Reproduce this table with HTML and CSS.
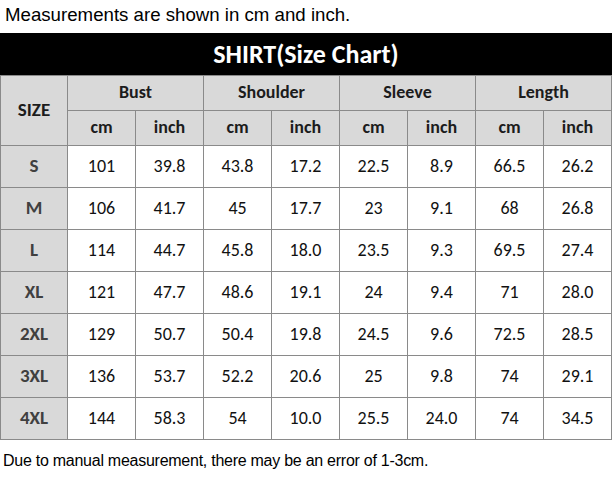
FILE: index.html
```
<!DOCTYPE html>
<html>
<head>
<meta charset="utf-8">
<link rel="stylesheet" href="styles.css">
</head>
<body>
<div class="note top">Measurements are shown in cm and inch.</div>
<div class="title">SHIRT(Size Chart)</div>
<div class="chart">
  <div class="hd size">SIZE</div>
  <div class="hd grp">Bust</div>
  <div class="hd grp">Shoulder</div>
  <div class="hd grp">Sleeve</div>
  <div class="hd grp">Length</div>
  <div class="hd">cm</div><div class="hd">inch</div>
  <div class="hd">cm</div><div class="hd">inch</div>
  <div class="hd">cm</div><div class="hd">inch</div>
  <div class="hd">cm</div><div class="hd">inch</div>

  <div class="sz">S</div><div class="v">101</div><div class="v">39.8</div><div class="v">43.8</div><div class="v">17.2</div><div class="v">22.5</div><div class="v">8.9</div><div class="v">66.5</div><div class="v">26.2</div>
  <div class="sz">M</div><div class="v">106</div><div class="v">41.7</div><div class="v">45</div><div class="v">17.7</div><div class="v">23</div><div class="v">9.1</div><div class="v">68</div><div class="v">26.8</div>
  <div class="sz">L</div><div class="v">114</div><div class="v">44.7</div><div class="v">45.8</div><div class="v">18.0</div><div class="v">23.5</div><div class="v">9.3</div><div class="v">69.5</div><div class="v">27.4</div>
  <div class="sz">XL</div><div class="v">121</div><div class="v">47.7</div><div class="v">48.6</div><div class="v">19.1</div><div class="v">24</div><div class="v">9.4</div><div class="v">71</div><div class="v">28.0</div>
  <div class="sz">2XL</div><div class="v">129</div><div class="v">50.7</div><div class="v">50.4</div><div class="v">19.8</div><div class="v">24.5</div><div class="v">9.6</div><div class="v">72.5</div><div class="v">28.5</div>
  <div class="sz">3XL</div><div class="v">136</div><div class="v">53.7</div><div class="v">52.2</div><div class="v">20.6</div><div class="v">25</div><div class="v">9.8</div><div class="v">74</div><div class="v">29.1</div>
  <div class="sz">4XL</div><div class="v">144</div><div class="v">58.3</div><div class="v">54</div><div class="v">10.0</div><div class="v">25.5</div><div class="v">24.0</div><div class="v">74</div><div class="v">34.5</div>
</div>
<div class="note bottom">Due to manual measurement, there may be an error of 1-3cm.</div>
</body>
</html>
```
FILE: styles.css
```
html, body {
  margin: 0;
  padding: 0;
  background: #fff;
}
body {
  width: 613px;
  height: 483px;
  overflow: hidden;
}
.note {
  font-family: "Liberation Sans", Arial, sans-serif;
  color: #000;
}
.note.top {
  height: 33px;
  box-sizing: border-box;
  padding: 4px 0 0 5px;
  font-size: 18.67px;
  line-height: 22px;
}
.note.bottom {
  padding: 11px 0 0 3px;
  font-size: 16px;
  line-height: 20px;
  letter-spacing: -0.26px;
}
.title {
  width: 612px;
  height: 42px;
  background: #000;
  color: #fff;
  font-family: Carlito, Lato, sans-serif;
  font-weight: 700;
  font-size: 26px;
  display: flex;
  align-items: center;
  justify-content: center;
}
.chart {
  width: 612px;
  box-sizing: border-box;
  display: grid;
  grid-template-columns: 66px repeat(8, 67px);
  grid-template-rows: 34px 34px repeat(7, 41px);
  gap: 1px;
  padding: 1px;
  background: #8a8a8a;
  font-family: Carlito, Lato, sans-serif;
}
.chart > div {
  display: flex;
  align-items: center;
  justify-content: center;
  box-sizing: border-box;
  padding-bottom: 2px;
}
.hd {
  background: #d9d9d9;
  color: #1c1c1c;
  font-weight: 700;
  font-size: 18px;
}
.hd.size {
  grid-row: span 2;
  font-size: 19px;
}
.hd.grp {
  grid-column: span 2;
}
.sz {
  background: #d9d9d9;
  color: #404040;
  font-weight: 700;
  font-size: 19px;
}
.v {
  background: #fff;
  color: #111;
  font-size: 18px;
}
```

━━━━

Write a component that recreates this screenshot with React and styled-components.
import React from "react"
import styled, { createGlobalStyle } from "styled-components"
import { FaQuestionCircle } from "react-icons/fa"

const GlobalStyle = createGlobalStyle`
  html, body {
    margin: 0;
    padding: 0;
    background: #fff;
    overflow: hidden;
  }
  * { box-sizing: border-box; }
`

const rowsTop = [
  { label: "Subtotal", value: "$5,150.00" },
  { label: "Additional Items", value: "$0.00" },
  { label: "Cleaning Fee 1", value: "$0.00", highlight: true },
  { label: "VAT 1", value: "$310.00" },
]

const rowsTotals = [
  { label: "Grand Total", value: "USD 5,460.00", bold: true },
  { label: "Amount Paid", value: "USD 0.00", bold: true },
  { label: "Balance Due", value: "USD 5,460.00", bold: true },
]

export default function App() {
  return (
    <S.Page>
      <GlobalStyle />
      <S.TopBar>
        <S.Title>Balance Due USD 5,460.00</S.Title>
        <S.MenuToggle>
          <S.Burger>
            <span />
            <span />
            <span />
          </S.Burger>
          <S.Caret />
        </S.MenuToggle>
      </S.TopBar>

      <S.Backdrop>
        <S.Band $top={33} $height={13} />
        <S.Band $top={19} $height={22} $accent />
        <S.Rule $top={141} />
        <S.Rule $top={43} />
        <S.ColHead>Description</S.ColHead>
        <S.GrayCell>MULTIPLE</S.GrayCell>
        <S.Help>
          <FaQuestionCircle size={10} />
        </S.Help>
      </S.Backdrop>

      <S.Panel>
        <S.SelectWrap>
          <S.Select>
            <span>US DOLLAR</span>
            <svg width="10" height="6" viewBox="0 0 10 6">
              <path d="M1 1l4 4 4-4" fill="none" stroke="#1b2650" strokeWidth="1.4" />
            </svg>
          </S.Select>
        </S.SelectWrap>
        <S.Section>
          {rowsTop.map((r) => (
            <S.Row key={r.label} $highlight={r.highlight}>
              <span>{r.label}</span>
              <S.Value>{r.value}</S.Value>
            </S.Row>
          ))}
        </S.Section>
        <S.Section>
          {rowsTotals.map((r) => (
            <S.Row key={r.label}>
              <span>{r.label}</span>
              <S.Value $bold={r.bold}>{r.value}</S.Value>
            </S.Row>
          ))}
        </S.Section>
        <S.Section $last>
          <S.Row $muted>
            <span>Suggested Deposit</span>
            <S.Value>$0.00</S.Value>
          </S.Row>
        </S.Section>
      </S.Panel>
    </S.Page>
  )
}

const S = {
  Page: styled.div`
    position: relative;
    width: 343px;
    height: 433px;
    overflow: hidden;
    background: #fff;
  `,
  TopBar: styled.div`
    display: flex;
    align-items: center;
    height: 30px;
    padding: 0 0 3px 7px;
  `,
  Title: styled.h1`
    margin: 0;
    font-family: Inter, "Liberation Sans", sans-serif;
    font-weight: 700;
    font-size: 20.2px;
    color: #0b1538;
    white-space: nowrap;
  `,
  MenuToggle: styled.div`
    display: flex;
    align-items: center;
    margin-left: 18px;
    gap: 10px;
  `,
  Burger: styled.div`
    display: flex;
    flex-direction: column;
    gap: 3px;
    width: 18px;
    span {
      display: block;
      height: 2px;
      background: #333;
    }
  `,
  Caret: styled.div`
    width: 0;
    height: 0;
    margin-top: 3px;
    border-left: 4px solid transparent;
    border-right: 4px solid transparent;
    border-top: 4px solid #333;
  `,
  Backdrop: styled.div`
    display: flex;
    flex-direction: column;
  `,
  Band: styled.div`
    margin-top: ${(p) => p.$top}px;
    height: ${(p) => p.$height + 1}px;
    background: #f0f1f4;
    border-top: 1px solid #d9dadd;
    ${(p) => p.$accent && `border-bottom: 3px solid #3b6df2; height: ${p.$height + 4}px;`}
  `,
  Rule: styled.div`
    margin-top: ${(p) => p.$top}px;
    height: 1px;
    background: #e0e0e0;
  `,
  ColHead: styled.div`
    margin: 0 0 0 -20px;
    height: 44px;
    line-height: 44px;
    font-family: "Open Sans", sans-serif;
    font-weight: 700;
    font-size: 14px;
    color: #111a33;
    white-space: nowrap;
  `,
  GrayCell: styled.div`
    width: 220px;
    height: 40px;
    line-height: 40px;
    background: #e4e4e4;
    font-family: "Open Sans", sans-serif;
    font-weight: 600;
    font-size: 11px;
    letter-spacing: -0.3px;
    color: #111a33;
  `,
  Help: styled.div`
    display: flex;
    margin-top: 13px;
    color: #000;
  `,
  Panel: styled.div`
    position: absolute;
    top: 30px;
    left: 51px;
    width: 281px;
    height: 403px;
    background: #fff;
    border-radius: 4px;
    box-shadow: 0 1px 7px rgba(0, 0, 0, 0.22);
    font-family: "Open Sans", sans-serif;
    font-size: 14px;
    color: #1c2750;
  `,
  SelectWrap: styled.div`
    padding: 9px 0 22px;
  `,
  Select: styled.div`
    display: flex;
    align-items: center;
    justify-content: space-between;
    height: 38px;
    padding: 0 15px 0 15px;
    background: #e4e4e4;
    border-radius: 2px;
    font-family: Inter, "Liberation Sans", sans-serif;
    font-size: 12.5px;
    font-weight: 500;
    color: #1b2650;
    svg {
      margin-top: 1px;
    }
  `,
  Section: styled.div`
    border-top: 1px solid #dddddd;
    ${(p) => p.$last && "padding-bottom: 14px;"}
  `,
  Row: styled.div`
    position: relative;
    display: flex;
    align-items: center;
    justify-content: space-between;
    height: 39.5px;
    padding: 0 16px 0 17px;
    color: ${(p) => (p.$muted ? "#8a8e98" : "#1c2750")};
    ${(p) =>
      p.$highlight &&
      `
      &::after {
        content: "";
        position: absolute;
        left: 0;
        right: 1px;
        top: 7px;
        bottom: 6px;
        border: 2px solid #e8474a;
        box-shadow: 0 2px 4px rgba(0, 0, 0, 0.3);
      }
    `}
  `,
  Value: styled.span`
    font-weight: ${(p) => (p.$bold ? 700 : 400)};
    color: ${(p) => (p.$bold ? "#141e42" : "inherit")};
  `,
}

━━━━

§ Goal of the exercise:
Print the lines from the line with "Write a component" to the line with "</S.Backdrop>" exactly, and print nothing else. Both of those lines are included.

§ Result below:
Write a component that recreates this screenshot with React and styled-components.
import React from "react"
import styled, { createGlobalStyle } from "styled-components"
import { FaQuestionCircle } from "react-icons/fa"

const GlobalStyle = createGlobalStyle`
  html, body {
    margin: 0;
    padding: 0;
    background: #fff;
    overflow: hidden;
  }
  * { box-sizing: border-box; }
`

const rowsTop = [
  { label: "Subtotal", value: "$5,150.00" },
  { label: "Additional Items", value: "$0.00" },
  { label: "Cleaning Fee 1", value: "$0.00", highlight: true },
  { label: "VAT 1", value: "$310.00" },
]

const rowsTotals = [
  { label: "Grand Total", value: "USD 5,460.00", bold: true },
  { label: "Amount Paid", value: "USD 0.00", bold: true },
  { label: "Balance Due", value: "USD 5,460.00", bold: true },
]

export default function App() {
  return (
    <S.Page>
      <GlobalStyle />
      <S.TopBar>
        <S.Title>Balance Due USD 5,460.00</S.Title>
        <S.MenuToggle>
          <S.Burger>
            <span />
            <span />
            <span />
          </S.Burger>
          <S.Caret />
        </S.MenuToggle>
      </S.TopBar>

      <S.Backdrop>
        <S.Band $top={33} $height={13} />
        <S.Band $top={19} $height={22} $accent />
        <S.Rule $top={141} />
        <S.Rule $top={43} />
        <S.ColHead>Description</S.ColHead>
        <S.GrayCell>MULTIPLE</S.GrayCell>
        <S.Help>
          <FaQuestionCircle size={10} />
        </S.Help>
      </S.Backdrop>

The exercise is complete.